The push to extend the sunset provision has even generated support among nuclear deal proponents on Capitol Hill, in part because Iran said it would not comply with the deal's requirements following the Jan. 3 killing of Iranian military commander Qasem Soleimani. The step came amid President Donald Trump’s maximum pressure campaign on Tehran following US withdrawal from the accord.
“The reality is the nuclear deal doesn’t exist today,” Sen. Chris Murphy, D-Conn., the top Democrat on the Middle East panel, told Al-Monitor. “You have to live in that reality. I don’t think it’d be great policy to let the embargo disappear if we’re not in the [deal]. So, I’m generally sympathetic to the idea that we’re going to need to re-up it and be back in a position to negotiate with the Iranians in the next administration.”
Secretary of State Mike Pompeo and the State Department’s top Iran diplomat, Brian Hook, both announced Friday that the United States would seek a UN Security Council resolution to extend the Iran arms embargo before it expires in October. Iran has claimed that both Russia and China have expressed interest in selling arms once the embargo expires.
In a bid to bolster Trump’s efforts, AIPAC is asking lawmakers to co-sponsor a bipartisan resolution calling for an arms embargo extension, introduced by Sens. Pat Toomey, R-Pa., and Jacky Rosen, D-Nev. A bipartisan group of 16 senators have already co-sponsored the resolution.
AIPAC has not asked for an equivalent resolution in the Democratic-held House and has instead asked lawmakers to sign onto a letter urging Pompeo to seek a UN arms embargo extension, authored by House Foreign Affairs Committee Chairman Eliot Engel, D-N.Y., and top Republican Mike McCaul, R-Texas.
But some Obama-era negotiators and anti-war groups fear that extending the arms embargo makes a potential revival of the nuclear deal less likely, even if Trump loses his reelection campaign in November.

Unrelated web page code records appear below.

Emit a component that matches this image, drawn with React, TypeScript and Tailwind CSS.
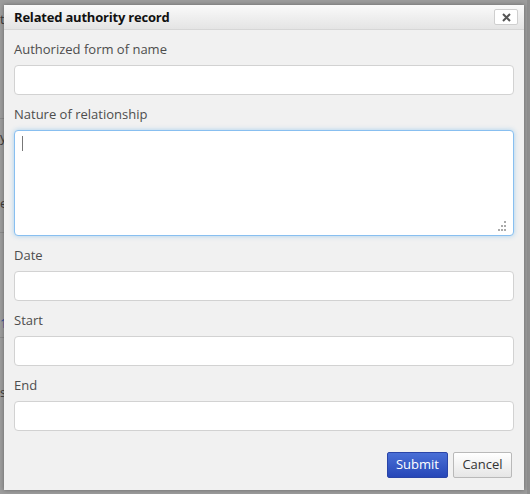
import { useState } from 'react';

const FIELDS_TOP = [{ id: 'name', label: 'Authorized form of name' }];
const FIELDS_BOTTOM = [
  { id: 'date', label: 'Date' },
  { id: 'start', label: 'Start' },
  { id: 'end', label: 'End' },
];

function Field({ label }: { label: string }) {
  return (
    <div className="flex flex-col">
      <label className="text-[13px] leading-[18px] text-[#4d4d4d] mb-[7px]">{label}</label>
      <input className="h-[30px] w-full rounded-[4px] border border-[#d2d2d2] bg-white px-2 text-[13px] outline-none" />
    </div>
  );
}

export default function App() {
  const [note, setNote] = useState('');

  return (
    <div className="relative h-[494px] w-[530px] overflow-hidden bg-[#9c9c9c] font-['Open_Sans',sans-serif]">
      {/* page behind the overlay */}
      <div className="absolute inset-0 text-[13px] text-[#3a3a3a]">
        <span className="absolute left-0 top-[10px]">t</span>
        <span className="absolute left-0 top-[128px]">y</span>
        <span className="absolute left-0 top-[194px]">e</span>
        <span className="absolute left-0 top-[314px] text-[#2a4f9a]">1</span>
        <span className="absolute left-0 top-[383px]">s</span>
        <div className="absolute left-0 top-[118px] h-px w-[4px] bg-[#8a8a8a]" />
        <div className="absolute left-0 top-[232px] h-px w-[4px] bg-[#8a8a8a]" />
        <div className="absolute left-0 top-[337px] h-px w-[4px] bg-[#8a8a8a]" />
        <div className="absolute right-0 top-0 h-full w-[3px] bg-[#8f8f8f]" />
      </div>

      {/* Dialog */}
      <div className="absolute left-[4px] top-[5px] flex h-[485px] w-[520px] flex-col bg-[#f1f1f1] shadow-[0_0_4px_rgba(0,0,0,0.35)]">
        {/* Header */}
        <div className="flex h-[25px] items-center justify-between border-b border-[#d6d6d6] bg-gradient-to-b from-[#fafafa] to-[#e4e4e4] pl-[10px] pr-[6px]">
          <span className="pt-px text-[13px] font-bold tracking-[-0.2px] text-[#111]">Related authority record</span>
          <button className="flex h-[16px] w-[24px] items-center justify-center rounded-[2px] border border-[#cfcfcf] bg-white">
            <svg width="9" height="9" viewBox="0 0 9 9" stroke="#555" strokeWidth="2">
              <path d="M1 1l7 7M8 1l-7 7" />
            </svg>
          </button>
        </div>

        {/* Body */}
        <div className="flex flex-1 flex-col px-[10px] pt-[10px]">
          {FIELDS_TOP.map((f) => (
            <Field key={f.id} label={f.label} />
          ))}

          <div className="mt-[10px] flex flex-col">
            <label className="mb-[7px] text-[13px] leading-[18px] text-[#4d4d4d]">Nature of relationship</label>
            <div className="relative">
              <textarea
                autoFocus
                value={note}
                onChange={(e) => setNote(e.target.value)}
                className="block h-[106px] w-full resize-none rounded-[4px] border border-[#88bff0] bg-white px-2 py-1 text-[13px] shadow-[0_0_5px_rgba(82,168,236,0.45)] outline-none"
              />
              <span className="absolute left-[8px] top-[6px] h-[15px] w-px bg-[#777]" />
              <svg className="absolute bottom-[4px] right-[7px]" width="11" height="11" viewBox="0 0 11 11" fill="#aaa">
                <rect x="8" y="0" width="2" height="2" />
                <rect x="5" y="4" width="2" height="2" />
                <rect x="8" y="4" width="2" height="2" />
                <rect x="2" y="8" width="2" height="2" />
                <rect x="5" y="8" width="2" height="2" />
                <rect x="8" y="8" width="2" height="2" />
              </svg>
            </div>
          </div>

          <div className="mt-[10px] flex flex-col gap-[10px]">
            {FIELDS_BOTTOM.map((f) => (
              <Field key={f.id} label={f.label} />
            ))}
          </div>

          {/* Buttons */}
          <div className="mt-[21px] flex justify-end gap-[5px] pr-[2px]">
            <button className="h-[26px] w-[61px] rounded-[2px] border border-[#2a45a8] bg-gradient-to-b from-[#4a6fd6] to-[#2747b8] text-[13px] text-white">
              Submit
            </button>
            <button className="h-[26px] w-[59px] rounded-[2px] border border-[#b9b9b9] bg-gradient-to-b from-white to-[#e6e6e6] text-[13px] text-[#333]">
              Cancel
            </button>
          </div>
        </div>
      </div>
    </div>
  );
}
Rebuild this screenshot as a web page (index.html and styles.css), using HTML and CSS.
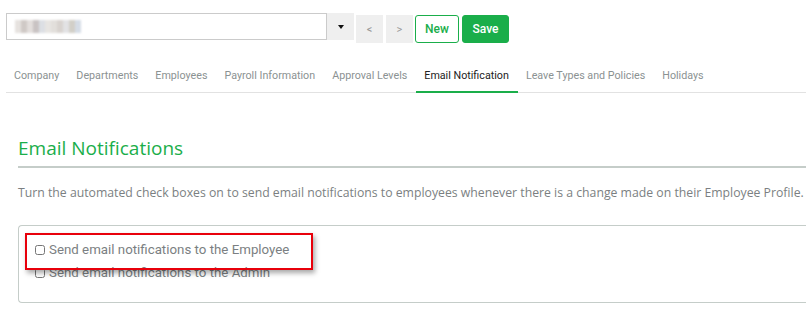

“My view is that it is categorically true that the expiration of the arms embargo was a reasonable concession to make for all the nuclear limits that Iran was giving up on in the [deal],” said Jarrett Blanc, who oversaw the nuclear deal’s implementation under Obama. “I believe it remains a reasonable concession as a means to keep alive a version of the [deal] to return to future diplomacy. And I think it’s important to note that it’s easy to demagogue the arms embargo, but its practical effect is fairly limited.”

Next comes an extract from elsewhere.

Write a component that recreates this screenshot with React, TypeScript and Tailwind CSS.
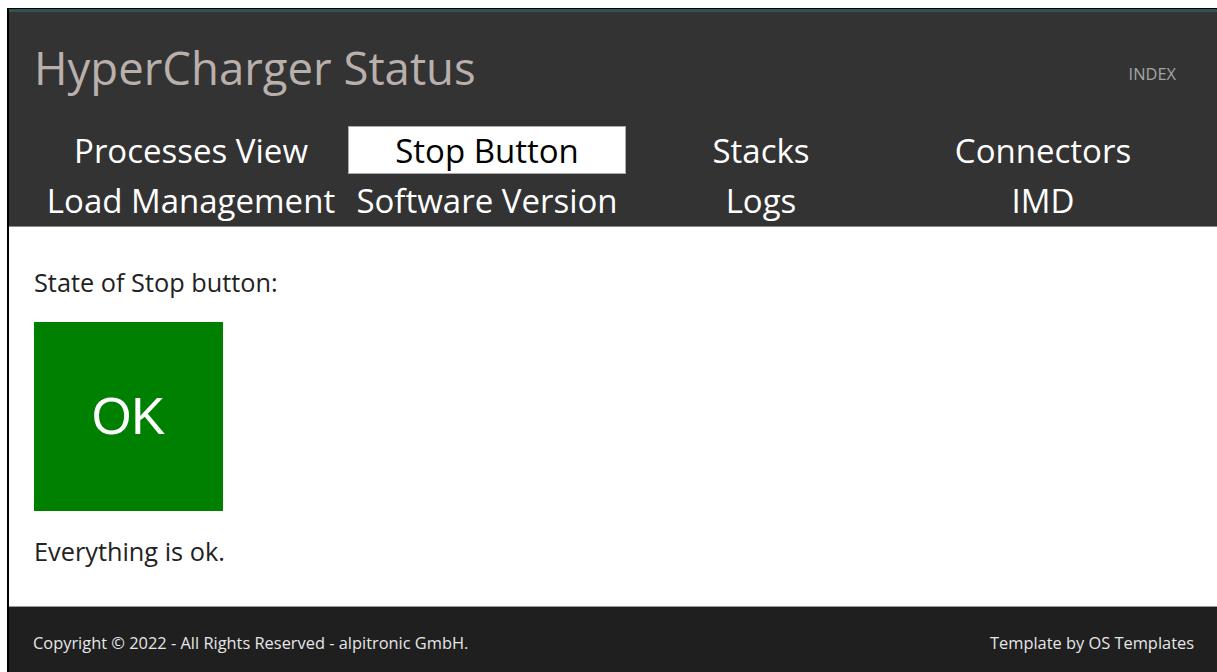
import React from 'react';

type NavItem = { label: string; active?: boolean };

const navItems: NavItem[] = [
  { label: 'Processes View' },
  { label: 'Stop Button', active: true },
  { label: 'Stacks' },
  { label: 'Connectors' },
  { label: 'Load Management' },
  { label: 'Software Version' },
  { label: 'Logs' },
  { label: 'IMD' },
];

const StatusTile: React.FC<{ ok: boolean }> = ({ ok }) => (
  <div
    className={`w-[189px] h-[189px] flex items-center justify-center ${ok ? 'bg-[#008000]' : 'bg-[#c00000]'}`}
  >
    <span className="text-white text-[51px] leading-none font-['Liberation_Sans',Arial,sans-serif]">
      {ok ? 'OK' : 'STOP'}
    </span>
  </div>
);

const App: React.FC = () => {
  const stopOk = true;

  return (
    <div className="min-h-screen bg-white pt-[8px] pl-[7px] font-['Open_Sans','Noto_Sans',sans-serif]">
      <div className="border-t border-l-2 border-black">
        {/* Header */}
        <header className="bg-[#333333] border-t-[3px] border-[#2e5454] border-b border-b-[#8a8a8a] pt-[25px] px-[25px]">
          <div className="flex justify-between items-start">
            <h1 className="text-[45.5px] leading-[61px] text-[#b9b0ad]">HyperCharger Status</h1>
            <a className="pt-[27px] pr-[16px] text-[16.4px] leading-[20px] text-[#a3a3a3] uppercase">Index</a>
          </div>

          <nav className="mt-[26px] grid grid-cols-[310px_278px_266px_294px] gap-[2px] p-[2px]">
            {navItems.map((item) => (
              <a
                key={item.label}
                className={`h-[48px] flex items-center justify-center pt-[2px] text-[33px] leading-[46px] whitespace-nowrap ${
                  item.active ? 'bg-white text-black border border-[#aaaaaa]' : 'text-white'
                }`}
              >
                {item.label}
              </a>
            ))}
          </nav>
        </header>

        {/* Content */}
        <main className="pt-[37px] pb-[37px] px-[25px] text-[25.3px] leading-[36px] text-[#222222]">
          <p>State of Stop button:</p>
          <div className="mt-[22px] mb-[22px]">
            <StatusTile ok={stopOk} />
          </div>
          <p>{stopOk ? 'Everything is ok.' : 'Stop button pressed!'}</p>
        </main>

        {/* Footer */}
        <footer className="bg-[#1f1f1f] border-t border-[#9a9a9a] pt-[26px] pb-[30px] pl-[24px] pr-[23px] flex justify-between text-[16.4px] leading-[20px] text-[#e6e6e6]">
          <p>Copyright © 2022 - All Rights Reserved - alpitronic GmbH.</p>
          <p>Template by OS Templates</p>
        </footer>
      </div>
    </div>
  );
};

export default App;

Blanc told Al-Monitor that even if the embargo expires, additional restrictions on the sale of surface-to-air defenses to Iran would remain.
And some anti-war groups worry that the Trump administration and AIPAC are using the arms embargo as a ploy to reinstate UN sanctions on Iran in addition to the crippling US sanctions already in place.
Hassan El-Tayyab, the legislative manager for Middle East policy at the Friends Committee on National Legislation, told Al-Monitor that Democrats “are inadvertently agreeing to things that sound good on their face but could put the death knell on the [nuclear deal].”
El-Tayyab noted that the State Department released a legal opinion in December arguing that the United States could pursue UN snapback sanctions — which could not be vetoed at the Security Council — even though it has withdrawn from the accord. The Associated Press reported at the time that the legal opinion was a concession to Iran hawk Sen. Ted Cruz, R-Texas, to release his hold on the nomination of Stephen Biegun to serve as Pompeo’s deputy.
“It’s not a legal question,” said Blanc. “This is fundamentally a political question. We don’t know if they could pull this off: Maybe it could, maybe it couldn’t. Certainly, if they did, it would be a very bloody and bruising fight.”
Other Iran hawks have instead called on the European signatories to the deal to trigger snapback sanctions after they activated the dispute resolution mechanism in January following Tehran’s decision to further de-commit from the pact.
“The Europeans absolutely promised us that they would hold the Iranians to their commitments, and that they would implement snapback sanctions if indeed they stepped out of line from the agreement,” Senate Foreign Relations Committee Chairman James Risch, R-Idaho, told Al-Monitor in an interview last month. “And lo and behold, they’re not. They continue to drag their feet. They continue to play footsy under the table with them, and frankly it’s very difficult to understand why.”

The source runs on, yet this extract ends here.